1.2.0 - Flakyness detection

Choose a tag to compare

@marvinhagemeister marvinhagemeister released this 18 Aug 10:32
· 551 commits to master since this release

This release adds a new --repeat-flaky COUNT command line flag to detect flaky tests. It works by repeating any failing test cases until they either pass or the limit is reached. When the result of all runs of a test is inconsistent, it will be marked as flaky.

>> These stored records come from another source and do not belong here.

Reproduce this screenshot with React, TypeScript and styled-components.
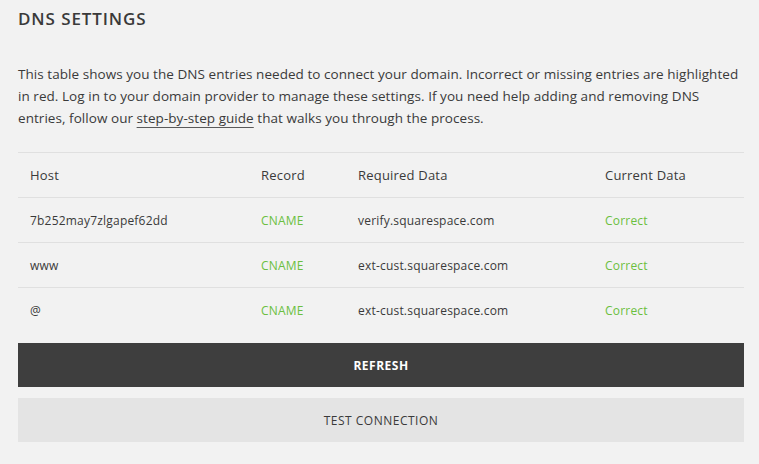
import React from 'react';
import styled, { createGlobalStyle } from 'styled-components';

type DnsEntry = {
  host: string;
  record: string;
  required: string;
  current: string;
};

const entries: DnsEntry[] = [
  { host: '7b252may7zlgapef62dd', record: 'CNAME', required: 'verify.squarespace.com', current: 'Correct' },
  { host: 'www', record: 'CNAME', required: 'ext-cust.squarespace.com', current: 'Correct' },
  { host: '@', record: 'CNAME', required: 'ext-cust.squarespace.com', current: 'Correct' },
];

const columnWidths = [231, 97, 247, 151];

const GlobalStyle = createGlobalStyle`
  html, body {
    margin: 0;
    padding: 0;
    background: #f2f2f2;
  }

  body {
    font-family: 'Open Sans', 'Liberation Sans', sans-serif;
    color: #3a3a3a;
    -webkit-font-smoothing: antialiased;
  }
`;

const StyledPanel = styled.div`
  padding: 9px 15px 0 18px;
  width: 759px;
  box-sizing: border-box;

  .title {
    margin: 0;
    font-size: 17px;
    font-weight: 600;
    letter-spacing: 0.9px;
    line-height: 20px;
  }

  .intro {
    margin: 34px 0 23px;
    font-size: 13.5px;
    line-height: 22px;
    letter-spacing: 0.05px;
  }

  .intro a {
    color: inherit;
    text-decoration: underline;
    text-decoration-color: #5a5a5a;
    text-underline-offset: 4px;
    text-decoration-thickness: 1px;
  }
`;

const StyledCol = styled.col<{ $width: number }>`
  width: ${(p) => p.$width}px;
`;

const StyledTable = styled.table`
  width: 726px;
  border-collapse: collapse;
  font-size: 12px;
  letter-spacing: 0.2px;

  th,
  td {
    text-align: left;
    padding: 0 0 0 12px;
    height: 44px;
  }

  th {
    font-weight: 500;
    font-size: 13px;
  }

  tr {
    border-top: 1px solid #e0e0e0;
  }

  .green {
    color: #6bbf3f;
  }
`;

const StyledButton = styled.button<{ $dark?: boolean }>`
  display: block;
  width: 726px;
  height: 44px;
  border: none;
  margin: 0;
  font-family: 'Open Sans', 'Liberation Sans', sans-serif;
  font-size: 12px;
  letter-spacing: 0.5px;
  background: ${(p) => (p.$dark ? '#3e3e3e' : '#e4e4e4')};
  color: ${(p) => (p.$dark ? '#ffffff' : '#3a3a3a')};
  font-weight: ${(p) => (p.$dark ? 700 : 400)};
  cursor: pointer;
`;

const StyledActions = styled.div`
  display: flex;
  flex-direction: column;
  gap: 11px;
  margin-top: 11px;
`;

export default function App() {
  return (
    <>
      <GlobalStyle />
      <StyledPanel>
        <h1 className="title">DNS SETTINGS</h1>
        <p className="intro">
          This table shows you the DNS entries needed to connect your domain. Incorrect or missing entries are highlighted
          in red. Log in to your domain provider to manage these settings. If you need help adding and removing DNS
          entries, follow our <a href="#">step-by-step guide</a> that walks you through the process.
        </p>
        <StyledTable>
          <colgroup>
            {columnWidths.map((width) => (
              <StyledCol key={width} $width={width} />
            ))}
          </colgroup>
          <thead>
            <tr>
              <th>Host</th>
              <th>Record</th>
              <th>Required Data</th>
              <th>Current Data</th>
            </tr>
          </thead>
          <tbody>
            {entries.map((entry) => (
              <tr key={entry.host}>
                <td>{entry.host}</td>
                <td className="green">{entry.record}</td>
                <td>{entry.required}</td>
                <td className="green">{entry.current}</td>
              </tr>
            ))}
          </tbody>
        </StyledTable>
        <StyledActions>
          <StyledButton $dark>REFRESH</StyledButton>
          <StyledButton>TEST CONNECTION</StyledButton>
        </StyledActions>
      </StyledPanel>
    </>
  );
}
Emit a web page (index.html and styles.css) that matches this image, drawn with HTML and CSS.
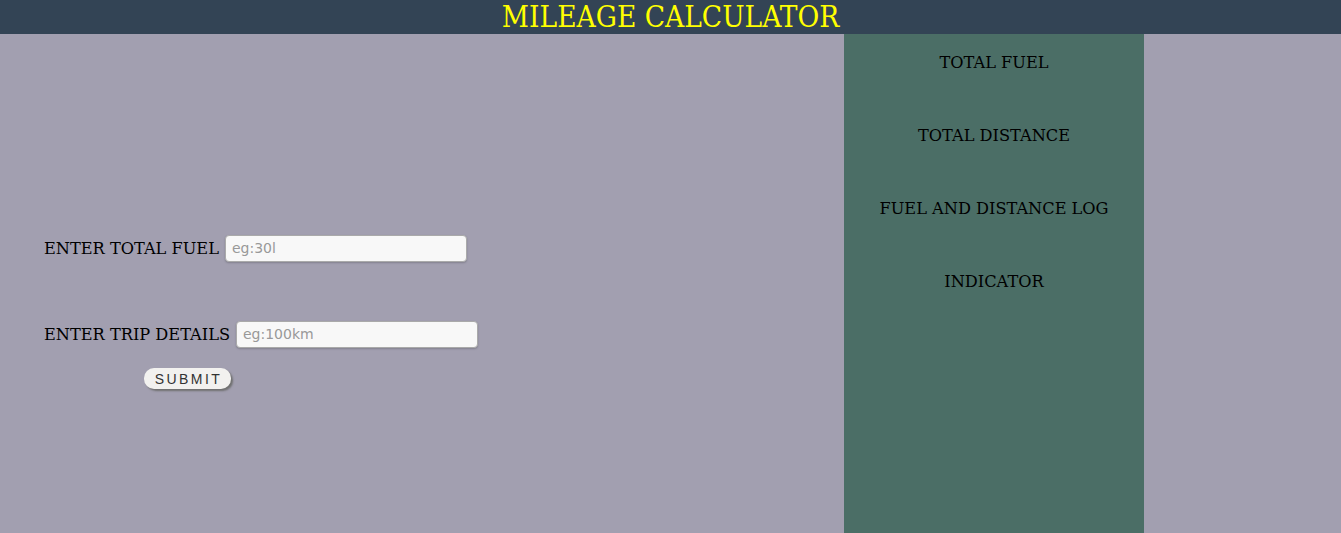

Pseudo examples with --repeat-flaky 3:

Test A -> error // failed, run test again
Test A 2 -> error // failed, run test again
Test A 3 -> success // result changed, this test must be flaky

Test B -> error // failed, run test again
Test B 2 -> success // result changed, this test must be flaky. No need to run again

Test C -> error // failed, run test again
Test C 2 -> error // failed, run test again
Test C 3 -> error // result consistent -> we have a real error

Test D -> success // Success, nothing to do here

Note, that the runner status total number of tasks may increase when --repeat-flaky is test. It displays the number of pending tasks in relation to total one.

10/100 done, 1 failed, 1 expected to fail, 3 flaky
^     ^          ^           ^                 ^
|     |        tests       tests             tests
tasks tasks